Même Valéry Giscard d'Estaing, qui se fit inviter à l'émission Apostrophes de Bernard Pivot pour y causer de Maupassant – du coup ainsi raillé, dans Le Monde, par le philosophe monarchiste Pierre Boutang : « Néron, qui chantait faux, descendit dans l'arène et ce ne fut pas son pire méfait » ; même Valéry Giscard d'Estaing, qui tint (croque) mordicus à s'incliner devant la dépouille de Jean-Paul Sartre, avait une haute conscience du primat de l'écrit. Au point – c'est ici une primeur, une exclusivité, un scoop, qui se niche dans cette chronique puisque la chose ne fut jamais dévoilée ! – que VGE puisa dans les fonds secrets de l'Élysée pour permettre, en toute opacité patrimoniale, à un laboratoire du CNRS, l'actuel Item, d'acquérir des manuscrits de Flaubert menacés de dispersion.

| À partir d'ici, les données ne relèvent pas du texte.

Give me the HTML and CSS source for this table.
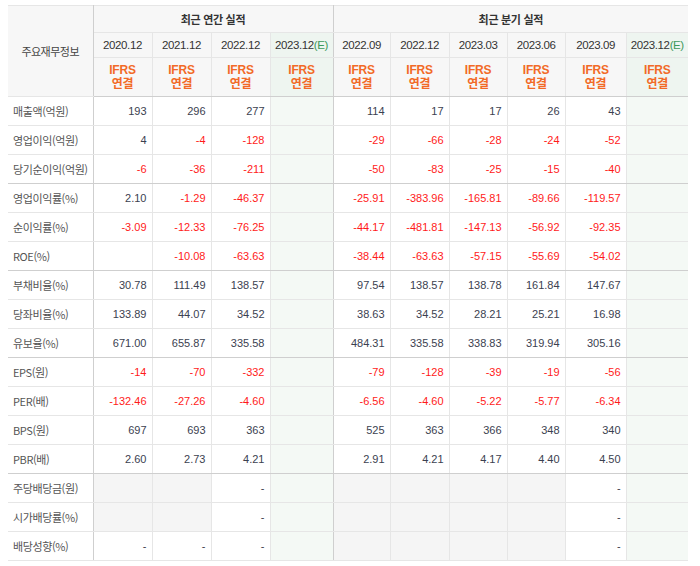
FILE: index.html
```html
<!DOCTYPE html>
<html lang="ko">
<head>
<meta charset="utf-8">
<link rel="stylesheet" href="styles.css">
</head>
<body>
<table class="fin">
  <colgroup>
    <col class="c-label">
    <col class="c59"><col class="c59"><col class="c59"><col class="c63">
    <col class="c57"><col class="c59"><col class="c58"><col class="c58"><col class="c61"><col class="c62">
  </colgroup>
  <thead>
    <tr class="h1">
      <th class="lab-head" rowspan="3">주요재무정보</th>
      <th class="grp sep" colspan="4">최근 연간 실적</th>
      <th class="grp" colspan="6">최근 분기 실적</th>
    </tr>
    <tr class="h2">
      <th>2020.12</th><th>2021.12</th><th>2022.12</th><th class="est sep">2023.12<span class="e">(E)</span></th>
      <th>2022.09</th><th>2022.12</th><th>2023.03</th><th>2023.06</th><th>2023.09</th><th class="est">2023.12<span class="e">(E)</span></th>
    </tr>
    <tr class="h3">
      <th class="ifrs">IFRS<br>연결</th><th class="ifrs">IFRS<br>연결</th><th class="ifrs">IFRS<br>연결</th><th class="ifrs est sep">IFRS<br>연결</th>
      <th class="ifrs">IFRS<br>연결</th><th class="ifrs">IFRS<br>연결</th><th class="ifrs">IFRS<br>연결</th><th class="ifrs">IFRS<br>연결</th><th class="ifrs">IFRS<br>연결</th><th class="ifrs est">IFRS<br>연결</th>
    </tr>
  </thead>
  <tbody>
    <tr><th>매출액(억원)</th><td>193</td><td>296</td><td>277</td><td class="est sep"></td><td>114</td><td>17</td><td>17</td><td>26</td><td>43</td><td class="est"></td></tr>
    <tr><th>영업이익(억원)</th><td>4</td><td class="neg">-4</td><td class="neg">-128</td><td class="est sep"></td><td class="neg">-29</td><td class="neg">-66</td><td class="neg">-28</td><td class="neg">-24</td><td class="neg">-52</td><td class="est"></td></tr>
    <tr class="gend"><th>당기순이익(억원)</th><td class="neg">-6</td><td class="neg">-36</td><td class="neg">-211</td><td class="est sep"></td><td class="neg">-50</td><td class="neg">-83</td><td class="neg">-25</td><td class="neg">-15</td><td class="neg">-40</td><td class="est"></td></tr>

    <tr><th>영업이익률(%)</th><td>2.10</td><td class="neg">-1.29</td><td class="neg">-46.37</td><td class="est sep"></td><td class="neg">-25.91</td><td class="neg">-383.96</td><td class="neg">-165.81</td><td class="neg">-89.66</td><td class="neg">-119.57</td><td class="est"></td></tr>
    <tr><th>순이익률(%)</th><td class="neg">-3.09</td><td class="neg">-12.33</td><td class="neg">-76.25</td><td class="est sep"></td><td class="neg">-44.17</td><td class="neg">-481.81</td><td class="neg">-147.13</td><td class="neg">-56.92</td><td class="neg">-92.35</td><td class="est"></td></tr>
    <tr class="gend"><th>ROE(%)</th><td></td><td class="neg">-10.08</td><td class="neg">-63.63</td><td class="est sep"></td><td class="neg">-38.44</td><td class="neg">-63.63</td><td class="neg">-57.15</td><td class="neg">-55.69</td><td class="neg">-54.02</td><td class="est"></td></tr>

    <tr><th>부채비율(%)</th><td>30.78</td><td>111.49</td><td>138.57</td><td class="est sep"></td><td>97.54</td><td>138.57</td><td>138.78</td><td>161.84</td><td>147.67</td><td class="est"></td></tr>
    <tr><th>당좌비율(%)</th><td>133.89</td><td>44.07</td><td>34.52</td><td class="est sep"></td><td>38.63</td><td>34.52</td><td>28.21</td><td>25.21</td><td>16.98</td><td class="est"></td></tr>
    <tr class="gend"><th>유보율(%)</th><td>671.00</td><td>655.87</td><td>335.58</td><td class="est sep"></td><td>484.31</td><td>335.58</td><td>338.83</td><td>319.94</td><td>305.16</td><td class="est"></td></tr>

    <tr><th>EPS(원)</th><td class="neg">-14</td><td class="neg">-70</td><td class="neg">-332</td><td class="est sep"></td><td class="neg">-79</td><td class="neg">-128</td><td class="neg">-39</td><td class="neg">-19</td><td class="neg">-56</td><td class="est"></td></tr>
    <tr><th>PER(배)</th><td class="neg">-132.46</td><td class="neg">-27.26</td><td class="neg">-4.60</td><td class="est sep"></td><td class="neg">-6.56</td><td class="neg">-4.60</td><td class="neg">-5.22</td><td class="neg">-5.77</td><td class="neg">-6.34</td><td class="est"></td></tr>
    <tr><th>BPS(원)</th><td>697</td><td>693</td><td>363</td><td class="est sep"></td><td>525</td><td>363</td><td>366</td><td>348</td><td>340</td><td class="est"></td></tr>
    <tr class="gend"><th>PBR(배)</th><td>2.60</td><td>2.73</td><td>4.21</td><td class="est sep"></td><td>2.91</td><td>4.21</td><td>4.17</td><td>4.40</td><td>4.50</td><td class="est"></td></tr>

    <tr><th>주당배당금(원)</th><td class="na"></td><td class="na"></td><td>-</td><td class="est sep"></td><td class="na"></td><td class="na"></td><td class="na"></td><td class="na"></td><td>-</td><td class="est"></td></tr>
    <tr><th>시가배당률(%)</th><td class="na"></td><td class="na"></td><td>-</td><td class="est sep"></td><td class="na"></td><td class="na"></td><td class="na"></td><td class="na"></td><td>-</td><td class="est"></td></tr>
    <tr class="last"><th>배당성향(%)</th><td>-</td><td>-</td><td>-</td><td class="est sep"></td><td class="na"></td><td class="na"></td><td class="na"></td><td class="na"></td><td>-</td><td class="est"></td></tr>
  </tbody>
</table>
</body>
</html>
```

FILE: styles.css
```css
html, body {
  margin: 0;
  padding: 0;
  background: #fff;
}

body {
  padding: 5px 0 0 8px;
  font-family: "Liberation Sans", "Noto Sans CJK KR", sans-serif;
}

.fin {
  width: 680px;
  table-layout: fixed;
  border-collapse: collapse;
  border-top: 1px solid #c8c8c8;
  border-bottom: 1px solid #c8c8c8;
  font-size: 11px;
  color: #333;
}

.c-label { width: 85px; }
.c57 { width: 57px; }
.c58 { width: 58px; }
.c59 { width: 59px; }
.c61 { width: 61px; }
.c62 { width: 62px; }
.c63 { width: 63px; }

.fin th,
.fin td {
  border: 1px solid #e6e6e6;
  padding: 0;
  font-weight: normal;
}

.fin tr > :first-child { border-left: none; }
.fin tr > :last-child { border-right: none; }

/* header */
.fin thead th {
  background: #f7f7f7;
  text-align: center;
  color: #333;
}

.fin .lab-head {
  font-family: "Noto Sans CJK KR", sans-serif;
  font-size: 11px;
  letter-spacing: -0.5px;
  color: #444;
  border-right: 1px solid #cfcfcf;
}

.h1 th { height: 26px; }
.h1 .grp {
  font-family: "Noto Sans CJK KR", sans-serif;
  font-weight: bold;
  font-size: 11px;
  letter-spacing: -0.3px;
  color: #333;
}

.h2 th {
  height: 24px;
  font-size: 11.5px;
  letter-spacing: -0.4px;
  color: #333;
}

.h3 th {
  height: 38px;
  border-bottom: 1px solid #cfcfcf;
}

.fin .ifrs {
  font-family: "Liberation Sans", "Noto Sans CJK KR", sans-serif;
  font-weight: bold;
  font-size: 12px;
  line-height: 14px;
  color: #f26a27;
  letter-spacing: -0.2px;
}

.fin thead .est { background: #eef5f0; }
.fin tbody .est { background: #f4f9f5; }

.e { color: #3d9a5c; }

.fin .sep { border-right: 1px solid #cfcfcf; }

/* body */
.fin tbody th {
  height: 28px;
  text-align: left;
  padding-left: 5px;
  font-family: "Noto Sans CJK KR", sans-serif;
  font-size: 11px;
  letter-spacing: -0.4px;
  color: #555;
  background: #fff;
  border-right: 1px solid #cfcfcf;
}

.fin tbody td {
  height: 28px;
  text-align: right;
  padding-right: 5px;
  color: #3b4150;
  vertical-align: middle;
}

.fin tbody td.neg { color: #ff1a1a; }

.fin tbody td.na { background: #f5f5f5; }

.fin tbody tr.gend > * { border-bottom: 1px solid #cfcfcf; }
```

François Hollande est à mille lieues d'un tel fétichisme. Pas plus que Nicolas Sarkozy, il n'a besoin du roman pour refléter l'azur des cieux ou la fange des bourbiers. Il a toujours fait sans et il continuera. Nous tâcherons de faire avec. En nous persuadant qu'il ne s'agit pas là d'une rupture fatale, générationnelle, sans retour. De plus jeunes socialistes, Vincent Peillon en tête, ne sont pas perdus pour la littérature.
Il n'y a donc peut-être pas de quoi en faire un roman.